Which, as stated above, I believe will happen anyway.
...
- Creating another string class, which, let us face it, not everybody
will accept even with the Boost influence unless it becomes standard.
That's the beauty of it -- not everybody *needs* to accept it. Just the
people who write code that isn't encoding-agnostic. Boost.FileSystem
might provide a utf16_t overload for Windows, for instance, so that it
can automatically convert strings in other UTF types. But I see no
reason it would lose the existing interface.
...
- We will abandon std::string and be stuck with utf8_t which I
*personally* already dislike :)
Any technical reason why, other than what you've already written?
...
- People will probably start to use other programming languages
(although this may by FUD)
I hate to point this out, but people are *already* using other
programming languages. :-) C++ isn't new or sexy, and has some
pain-points (though many of the most egregious ones will be solved with
C++0x).
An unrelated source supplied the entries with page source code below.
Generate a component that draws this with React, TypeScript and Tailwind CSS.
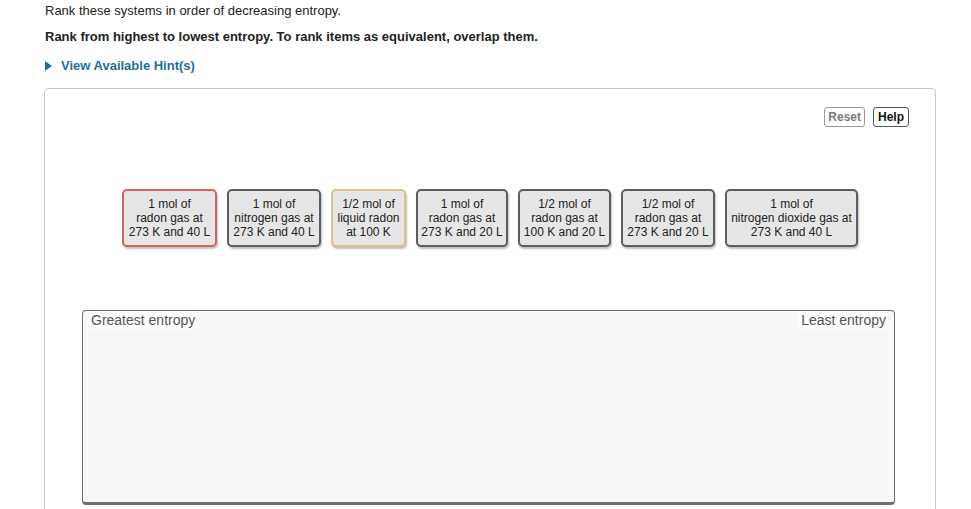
import React from 'react'

// Ranking task: drag cards into the drop zone

type Item = { lines: string[]; w: string; tone: 'red' | 'tan' | 'plain' }

const items: Item[] = [
  { lines: ['1 mol of', 'radon gas at', '273 K and 40 L'], w: 'w-[95px]', tone: 'red' },
  { lines: ['1 mol of', 'nitrogen gas at', '273 K and 40 L'], w: 'w-[94px]', tone: 'plain' },
  { lines: ['1/2 mol of', 'liquid radon', 'at 100 K'], w: 'w-[75px]', tone: 'tan' },
  { lines: ['1 mol of', 'radon gas at', '273 K and 20 L'], w: 'w-[92px]', tone: 'plain' },
  { lines: ['1/2 mol of', 'radon gas at', '100 K and 20 L'], w: 'w-[93px]', tone: 'plain' },
  { lines: ['1/2 mol of', 'radon gas at', '273 K and 20 L'], w: 'w-[94px]', tone: 'plain' },
  { lines: ['1 mol of', 'nitrogen dioxide gas at', '273 K and 40 L'], w: 'w-[133px]', tone: 'plain' },
]

const toneBorder = {
  red: 'border-[#d4655c]',
  tan: 'border-[#dfc08e]',
  plain: 'border-[#5c5c68]',
}

function Card({ item }: { item: Item }) {
  return (
    <div
      className={`${item.w} h-[58px] rounded-[5px] border-2 ${toneBorder[item.tone]} bg-[#e6e6e6] shadow-[1px_2px_2px_rgba(0,0,0,0.25)] flex flex-col items-center justify-center text-[12px] leading-[14px] text-[#222] whitespace-nowrap`}
    >
      {item.lines.map((l) => (
        <span key={l}>{l}</span>
      ))}
    </div>
  )
}

export default function App() {
  return (
    <div className="w-[971px] h-[509px] overflow-hidden bg-white font-['Liberation_Sans',Arial,sans-serif] text-[#222]">
      <div className="pl-[45px] pt-[3px]">
        <p className="text-[13px] leading-[16px]">Rank these systems in order of decreasing entropy.</p>
        <p className="mt-[10px] text-[13px] leading-[16px] font-bold">
          Rank from highest to lowest entropy. To rank items as equivalent, overlap them.
        </p>
        <div className="mt-[13px] flex items-center gap-[9px] text-[13px] leading-[16px] font-bold text-[#1f6f99]">
          <svg width="7" height="10" viewBox="0 0 7 10">
            <path d="M0 0 L7 5 L0 10 Z" fill="#1f6f99" />
          </svg>
          <span>View Available Hint(s)</span>
        </div>
      </div>

      <div className="ml-[44px] mt-[14px] w-[892px] h-[440px] rounded-t-[5px] border border-b-0 border-[#c4c4c4]">
        <div className="flex justify-end gap-[8px] pt-[18px] pr-[26px]">
          <button className="h-[20px] px-[3px] rounded-[3px] border border-[#999] text-[12px] font-bold text-[#7a7a7a] leading-[18px]">
            Reset
          </button>
          <button className="h-[20px] px-[4px] rounded-[3px] border border-[#555] text-[12px] font-bold text-[#111] leading-[18px]">
            Help
          </button>
        </div>

        <div className="mt-[62px] flex justify-center gap-[10px]">
          {items.map((it, i) => (
            <Card key={i} item={it} />
          ))}
        </div>

        <div className="mt-[63px] ml-[37px] w-[813px] h-[195px] rounded-[4px] border-[1.5px] border-b-[3px] border-[#6e6e78] bg-[#f7f7f7] flex justify-between items-start">
          <span className="ml-[6px] px-[2px] bg-[#fcfcfc] text-[14px] leading-[18px] text-[#555]">Greatest entropy</span>
          <span className="mr-[6px] px-[2px] bg-[#fcfcfc] text-[14px] leading-[18px] text-[#555]">Least entropy</span>
        </div>
      </div>
    </div>
  )
}
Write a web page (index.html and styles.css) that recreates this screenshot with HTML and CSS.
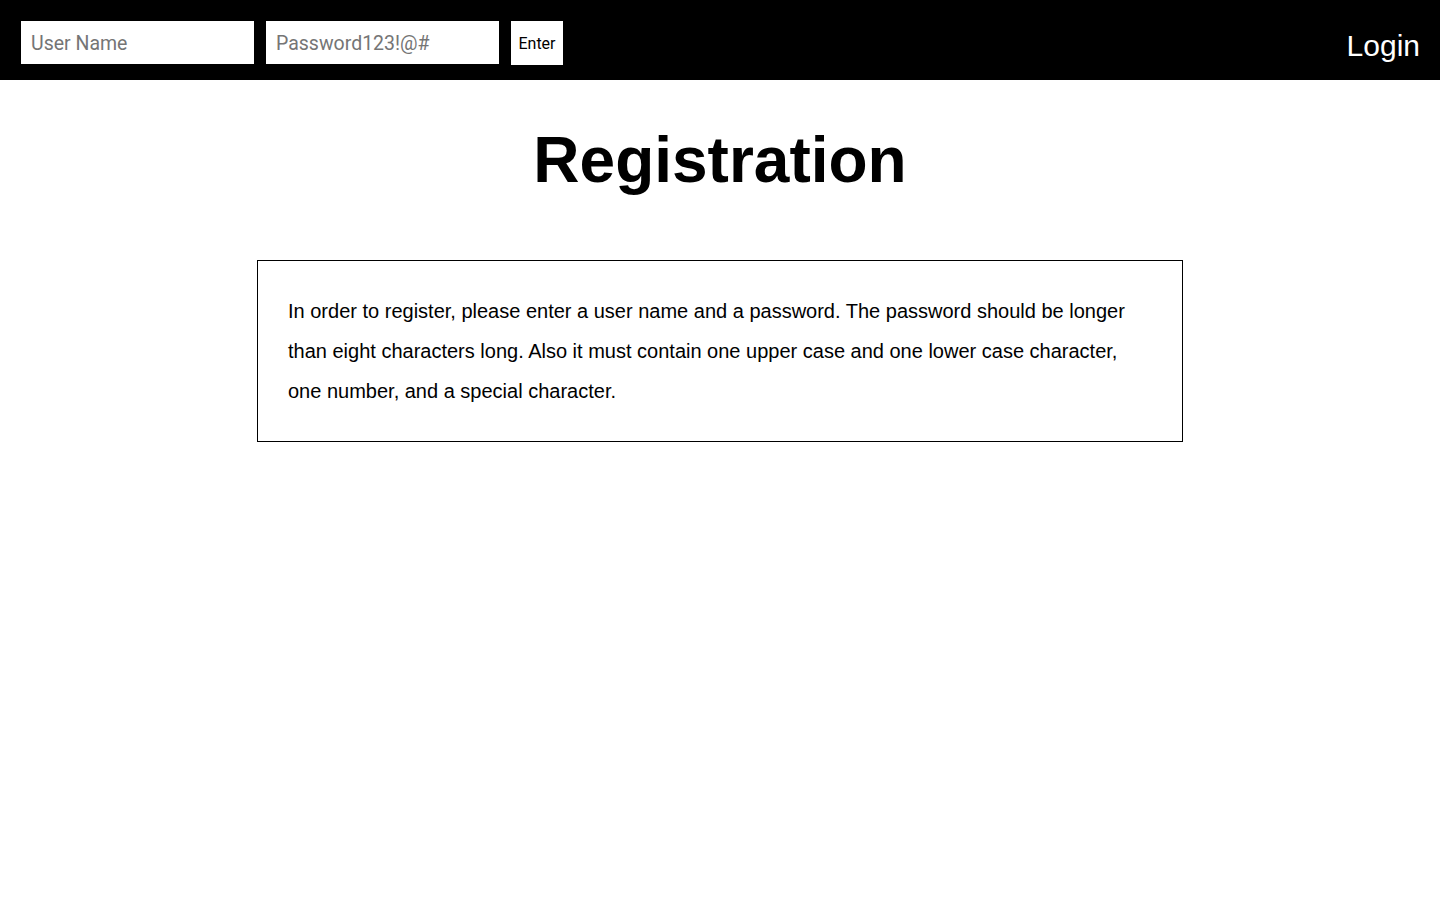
FILE: index.html
```html
<!DOCTYPE html>
<html lang="en">
<head>
<meta charset="utf-8">
<title>Registration</title>
<link rel="stylesheet" href="styles.css">
</head>
<body>
<header class="topbar">
  <form class="login-form">
    <input class="field" type="text" placeholder="User Name">
    <input class="field" type="text" placeholder="Password123!@#">
    <button class="enter" type="button">Enter</button>
  </form>
  <a class="login-link" href="#">Login</a>
</header>
<main class="content">
  <h1 class="title">Registration</h1>
  <div class="info">
    <p>In order to register, please enter a user name and a password. The password should be longer than eight characters long. Also it must contain one upper case and one lower case character, one number, and a special character.</p>
  </div>
</main>
</body>
</html>
```

FILE: styles.css
```css
* { box-sizing: border-box; }
html, body { margin: 0; padding: 0; background: #fff; }
body { font-family: "Liberation Sans", Arial, sans-serif; color: #000; }

.topbar {
  height: 80px;
  background: #000;
  display: flex;
  align-items: center;
  justify-content: space-between;
  padding: 0 21px 0 21px;
}
.login-form {
  display: flex;
  align-items: center;
  gap: 12px;
  margin-top: 5px;
}
.field {
  width: 233px;
  height: 43px;
  border: none;
  outline: none;
  padding: 2px 10px 0;
  font-family: Roboto, "Liberation Sans", sans-serif;
  font-size: 19.5px;
  color: #000;
  background: #fff;
}
.field::placeholder { color: #757575; opacity: 1; }
.enter {
  width: 52px;
  height: 44px;
  border: none;
  background: #fff;
  color: #000;
  padding: 2px 0 0;
  font-family: Roboto, "Liberation Sans", sans-serif;
  font-size: 16px;
  cursor: pointer;
}
.login-link {
  color: #fff;
  text-decoration: none;
  font-family: "Liberation Sans", Arial, sans-serif;
  font-size: 30px;
  margin-top: 12px;
  margin-right: -1px;
}

.content {
  display: flex;
  flex-direction: column;
  align-items: center;
}
.title {
  font-size: 64px;
  font-weight: bold;
  margin: 43px 0 63px;
  line-height: 74px;
}
.info {
  width: 60%;
  border: 1px solid #000;
  padding: 30px;
  box-sizing: content-box;
}
.info p {
  margin: 0;
  font-size: 20px;
  line-height: 40px;
}
```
Unicode handling is one of them, and in my opinion, the utf*_t
types will only ease that.
...
*Note on the encoding to be used*
The best candidate for the widely-accepted and extensible encoding
vaguely mentioned above is IMO UTF-8. [...]
Apparently a growing number of people agree, as do I.
...
- It is extensible, so once we have done the painful transition we
will not have to do it again. Currently utf-8 uses 1-4 (or 1-6) byte
sequences to encode code points, but the scheme is transparently
extensible to 1-N bytes (unlike UCS-X and i'm not sure about
UTF-16/32). [...]
UTF-16 can't be extended any further than its current definition, not
without a major reinterpretation. UTF-32 (and UTF-8) could go up to
0xFFFFFFFF codepoints, but the standards bodies involved have agreed
that they'll never be extended past the current UTF-16 limitations.
Though of course, that's subject to change if the circumstances change,
though nobody foresees such a change right now.
-- 
Chad Nelson
Oak Circle Software, Inc.
*
*
*